Verstehen Sie heute, warum sich die Partei so entwickelt hat?
Einmal, auf einem Landesparteitag in Baden-Württemberg Anfang 2014, habe ich mich in einer Rede dafür eingesetzt, dass eine muslimische Gemeinde ein Minarett bauen kann, dafür habe ich damals von der Mehrheit Beifall bekommen, es war allerdings nicht der komplette Parteitag. Es gab ein gewisses Murren bei einigen Mitgliedern. Das hat Alarmglocken bei mir klingeln lassen. Das zweite Ereignis war 2015, also schon während der Auseinandersetzung um die künftige Ausrichtung der AfD, wo der nordrhein-westfälische Landesparteitag für ein Minarett-Verbot gestimmt hatte. Ich kam am Abend des zweiten Tages dazu, wandte mich an den Landesvorsitzenden, sagte: “Das ist grundgesetzwidrig. Heb das auf.” Und der Beschluss ist in der Tat am nächsten Tag aufgehoben worden. Das zeigte aber trotzdem, wo die Reise hingeht. Doch das war “nur” der Streit ums Minarett. Ein Moscheeverbot, wie es die AfD in Thüringen fordert, ist schon eine ganze neue Qualität.
Denken Sie im Nachhinein manchmal: “Um Gottes Willen, was habe ich da geschaffen?”

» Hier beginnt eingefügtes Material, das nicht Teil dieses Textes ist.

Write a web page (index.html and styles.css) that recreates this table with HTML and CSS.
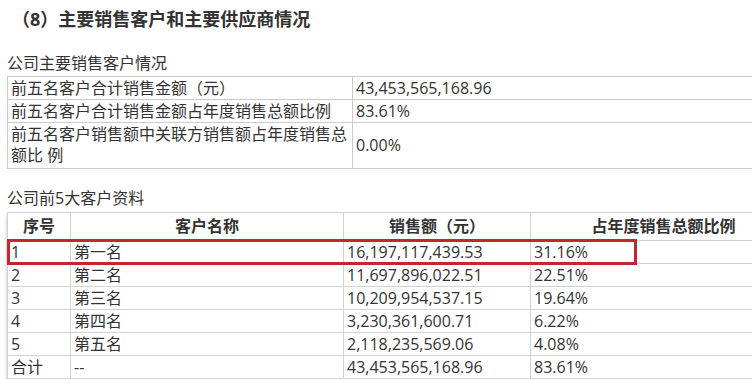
FILE: index.html
```html
<!DOCTYPE html>
<html lang="zh-CN">
<head>
  <meta charset="UTF-8">
  <title>主要销售客户和主要供应商情况</title>
  <link rel="stylesheet" href="styles.css">
</head>
<body>
  <h2 class="title">（8）主要销售客户和主要供应商情况</h2>

  <p class="label">公司主要销售客户情况</p>
  <table class="summary">
    <tr>
      <td class="key">前五名客户合计销售金额（元）</td>
      <td>43,453,565,168.96</td>
    </tr>
    <tr>
      <td class="key">前五名客户合计销售金额占年度销售总额比例</td>
      <td>83.61%</td>
    </tr>
    <tr class="tall">
      <td class="key">前五名客户销售额中关联方销售额占年度销售总额比 例</td>
      <td>0.00%</td>
    </tr>
  </table>

  <p class="label second">公司前5大客户资料</p>
  <div class="shot">
    <table class="customers">
      <tr>
        <th class="c-no">序号</th>
        <th class="c-name">客户名称</th>
        <th class="c-amount">销售额（元）</th>
        <th class="c-ratio">占年度销售总额比例</th>
      </tr>
      <tr><td>1</td><td>第一名</td><td>16,197,117,439.53</td><td>31.16%</td></tr>
      <tr><td>2</td><td>第二名</td><td>11,697,896,022.51</td><td>22.51%</td></tr>
      <tr><td>3</td><td>第三名</td><td>10,209,954,537.15</td><td>19.64%</td></tr>
      <tr><td>4</td><td>第四名</td><td>3,230,361,600.71</td><td>6.22%</td></tr>
      <tr><td>5</td><td>第五名</td><td>2,118,235,569.06</td><td>4.08%</td></tr>
      <tr><td>合计</td><td>--</td><td>43,453,565,168.96</td><td>83.61%</td></tr>
    </table>
    <!-- highlight on the first row -->
    <div class="mark"></div>
  </div>
</body>
</html>
```

FILE: styles.css
```css
body {
  margin: 0;
  padding: 0 0 0 7px;
  width: 800px;
  background: #fff;
  color: #333;
  font-family: "Open Sans", "Noto Sans CJK SC", sans-serif;
  font-size: 16px;
}
html {
  overflow: hidden;
}
.title {
  margin: 6px 0 0 5px;
  font-size: 18px;
  line-height: 26px;
  font-weight: bold;
  color: #333;
}
.label {
  margin: 21px 0 2px;
  line-height: 21px;
}
.label.second {
  margin-top: 19px;
  margin-bottom: 3px;
}
table {
  border-collapse: collapse;
}
td, th {
  padding: 0 3px;
  line-height: 22px;
  text-align: left;
  vertical-align: middle;
  white-space: nowrap;
}
.summary {
  width: 760px;
}
.summary td {
  border: 1px solid #cacaca;
}
.summary .key {
  width: 338px;
  white-space: normal;
}
.summary .tall td {
  line-height: 21px;
  padding: 1px 3px 2px;
}
.shot {
  position: relative;
  width: 790px;
  box-shadow: 1px 3px 4px rgba(0, 0, 0, 0.45);
}
.customers {
  width: 790px;
  border: 1px solid #a4a4a4;
}
.customers td, .customers th {
  border: 1px solid #d2d2d2;
}
.customers th {
  line-height: 27px;
  text-align: center;
  font-weight: bold;
}
.c-no { width: 56px; }
.c-name { width: 266px; }
.c-amount { width: 180px; }
.mark {
  position: absolute;
  left: 0;
  top: 27px;
  width: 624px;
  height: 20px;
  border: 3px solid #c1272d;
}
```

Tut mir leid, wenn ich Sie enttäuschen muss, aber die jetzige AfD ist gerade nicht mein Werk. Ich habe eine bürgerliche, überwiegend liberal-konservative Partei gegründet. Aber so wie Rom auch nicht von einem Mann gebaut wurde, gab es halt auch andere Menschen in der AfD. Die heutige AfD ist geschaffen worden von Menschen wie Frauke Petry, Marcus Pretzell, Alexander Gauland und Björn Höcke.
Im September 2014 haben wir Michaela Merz interviewt, die im Bundesvorstand der Partei saß und damals schon ausgetreten war. Frau Merz sagt, dass Sie die AfD für den Rechstpopulismus geöffnet haben.
Falsch! Michaela März hatte sich bei den Nationalkonservativen angebiedert und war mit einer großen Deutschland-Fahne über den Parteitag marschiert. Daraufhin entzog ich ihr meine Unterstützung und das hat sie mir verübelt. Seither erzählt sie genau das Gegenteil dessen, was wahr ist. Ich habe noch nicht gesehen, dass sie ihren Vorwurf jemals belegt hat.
Aber trotzdem gab es auch immer wieder die “Einzelfälle”, von denen Sie ebenfalls wussten.
Falls Sie mit den Einzelfällen die Parteiausschlussverfahren meinen, die wir eingeleitet haben—was war daran falsch? Das Problem war ein anderes: Unsere Gesellschaft hat sich in den letzten zwei Jahren polarisiert und teilweise radikalisiert. Und viele ursprünglich gutbürgerliche Mitglieder haben das auch getan. Rund 15% der Gesellschaft haben das getan und wählen jetzt AfD, während meine gemäßigt-bürgerliche AfD höchstens sieben Prozent bekommen hatte. Gegen eine solche Entwicklung können Sie mit Parteiausschlussverfahren nichts machen.
Haben Sie Fehler gemacht im Umgang mit Leuten wie Frauke Petry, Björn Höcke oder Alexander Gauland, die jetzt die Partei führen?
Ja, weil ich ihnen zu lange vertraut habe. Ich hätte nicht gedacht, dass sie diese Radikalisierung mitmachen oder sogar vorantreiben. Aber ich habe auch anderen Leuten vertraut, die standhaft geblieben sind. Leute wie Ulrike Trebesius, Bernd Kölmel, Hans-Olaf Henkel, Joachim Starbatty und Tausende treue Parteimitglieder, die uns bis zum Ende unterstützt haben. Die dann mit uns ausgetreten sind und mit uns Alfa gegründet haben. Denn wir brauchen nach wie vor eine politische Erneuerung in Deutschland und Europa.